While Ms Hope said each person and each department was doing the best they could, a lack of collaboration between departments meant people were constantly slipping through the cracks.
"Each department in and of itself can do amazing work and fulfil the purpose of which they're intended," she said.
"They all do what they're designed to do as a department, but there are so many gaps between those departments. They don't communicate or collaborate enough."
She said there was also a wide gap between those making decisions and those on the ground.
"I don't necessarily know what the answer is, I just know that what we're doing isn't working," she said.
That statement was echoed by Senior Sergeant Bradley, who was instrumental in establishing the region's Vulnerable Persons Unit.
"The (domestic violence protection) orders are flooding in but equally are the breaches, which represent in my view our failure," he said.

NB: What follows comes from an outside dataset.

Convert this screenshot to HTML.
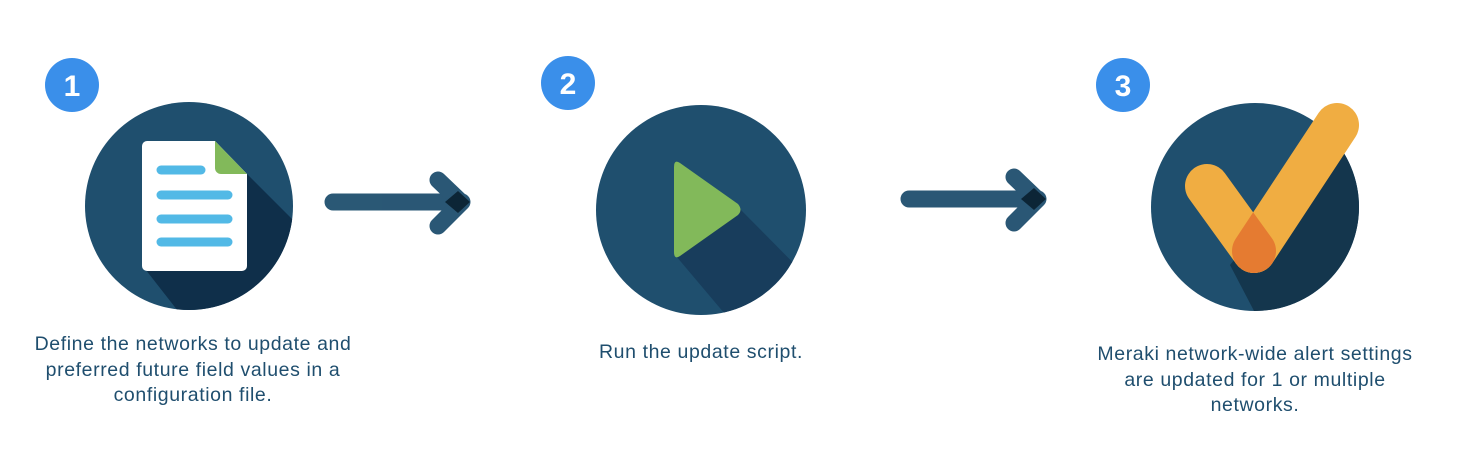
<!DOCTYPE html>
<html><head><meta charset="utf-8"><style>
html,body{margin:0;padding:0;background:#fff;width:1474px;height:464px;overflow:hidden;position:relative}
.t{position:absolute;font-family:"Liberation Sans",sans-serif;font-size:19.5px;letter-spacing:0.6px;color:#1f4e6e;text-align:center;line-height:25.5px;white-space:nowrap}
</style></head><body>
<svg width="1474" height="464" style="position:absolute;left:0;top:0">
<defs>
<clipPath id="c1"><circle cx="189" cy="206" r="104"/></clipPath>
<clipPath id="c2"><circle cx="701" cy="210" r="105"/></clipPath>
<clipPath id="c3"><circle cx="1255" cy="207" r="104"/></clipPath>
<mask id="m3" maskUnits="userSpaceOnUse" x="0" y="0" width="1474" height="464"><rect width="1474" height="464" fill="#000"/><line x1="1254" y1="251" x2="1337" y2="125" stroke="#fff" stroke-width="44" stroke-linecap="round"/></mask>
</defs>
<circle cx="72" cy="85" r="27" fill="#3a8fea"/>
<text x="72" y="96" font-family="Liberation Sans" font-weight="bold" font-size="30" fill="#fff" text-anchor="middle">1</text>
<circle cx="568" cy="83" r="27" fill="#3a8fea"/>
<text x="568" y="94" font-family="Liberation Sans" font-weight="bold" font-size="30" fill="#fff" text-anchor="middle">2</text>
<circle cx="1123" cy="85" r="27" fill="#3a8fea"/>
<text x="1123" y="96" font-family="Liberation Sans" font-weight="bold" font-size="30" fill="#fff" text-anchor="middle">3</text>
<circle cx="189" cy="206" r="104" fill="#1f4f6e"/>
<g clip-path="url(#c1)"><polygon points="247,174 247,265 142,265 185,320 330,320 330,257" fill="#0f2f4a"/></g>
<path d="M147,141 H215 L247,174 V266 a5,5 0 0 1 -5,5 H147 a5,5 0 0 1 -5,-5 V146 a5,5 0 0 1 5,-5z" fill="#fff"/>
<path d="M215,141 L247,174 H221 a6,6 0 0 1 -6,-6z" fill="#82b95a"/>
<g stroke="#52b9e6" stroke-width="9" stroke-linecap="round">
<line x1="161" y1="170" x2="201" y2="170"/>
<line x1="161" y1="195" x2="228" y2="195"/>
<line x1="161" y1="219" x2="228" y2="219"/>
<line x1="161" y1="242" x2="228" y2="242"/>
</g>
<g stroke="#1f4f6e" stroke-width="17" stroke-linecap="round" fill="none" opacity="0.95">
<line x1="333" y1="202" x2="462" y2="202"/>
<line x1="438" y1="180" x2="461" y2="202"/>
<line x1="438" y1="226" x2="461" y2="203"/>
</g>
<polygon points="445,202 458,191 470,202 458,213" fill="#0c2536"/>
<circle cx="701" cy="210" r="105" fill="#1f4f6e"/>
<g clip-path="url(#c2)"><polygon points="738,207 676,256 730,320 830,320 830,300" fill="#183d5c"/></g>
<path d="M680,163 L738,204 Q743,210 738,215 L680,256 Q674,260 674,252 V167 Q674,159 680,163z" fill="#82b95a"/>
<g stroke="#1f4f6e" stroke-width="17" stroke-linecap="round" fill="none" opacity="0.95">
<line x1="909" y1="199" x2="1038" y2="199"/>
<line x1="1014" y1="177" x2="1037" y2="199"/>
<line x1="1014" y1="223" x2="1037" y2="200"/>
</g>
<polygon points="1021,199 1034,188 1046,199 1034,210" fill="#0c2536"/>
<circle cx="1255" cy="207" r="104" fill="#1f4f6e"/>
<g clip-path="url(#c3)"><polygon points="1337,125 1380,150 1380,330 1264,330 1230,265 1300,180" fill="#14364d"/></g>
<g stroke="#f0ad42" stroke-width="44" stroke-linecap="round" fill="none">
<line x1="1207" y1="186" x2="1254" y2="251"/>
<line x1="1254" y1="251" x2="1337" y2="125"/>
</g>
<g mask="url(#m3)"><line x1="1207" y1="186" x2="1254" y2="251" stroke="#e57b31" stroke-width="44" stroke-linecap="round"/></g>
</svg>
<div class="t" style="left:13px;width:360px;top:332px">Define the networks to update and<br>preferred future field values in a<br>configuration file.</div>
<div class="t" style="left:521px;width:360px;top:340px">Run the update script.</div>
<div class="t" style="left:1075px;width:360px;top:342px">Meraki network-wide alert settings<br>are updated for 1 or multiple<br>networks.</div>
</body></html>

Ms Hope said a "full gap analysis" of the system was needed because, in her view, money was being spent in the wrong areas.
HOW WE CAN MAKE A CHANGE
Sunny Kids invited the Daily into their world for one purpose.
The charity is terrified of the growing domestic and family violence numbers and is desperate for change.
Ms Hope said it was also up to the people, as individuals, to change the culture surrounding violence.
"We need to stop being afraid to talk about what domestic violence really looks like before we end up with cases like Hannah Clarke and her children," she said.
"We need to stop waiting for the high-profile explosions to occur that shock this nation, and start talking about this every single day."
She said we needed to start talking to children about what healthy relationships looked like, start investing in meaningful programs to rehabilitate perpetrators and work harder to empower women.
In the meantime, she said, people could help others who might be in trouble.
"Get involved when you see something happening. Report it when you're not sure if something's happening," Ms Hope said.
"Don't make judgments about what you think is right and wrong, just know that what you're seeing is not OK.
"And stop acting like we're doing a great job, because as a society we're not doing a great job."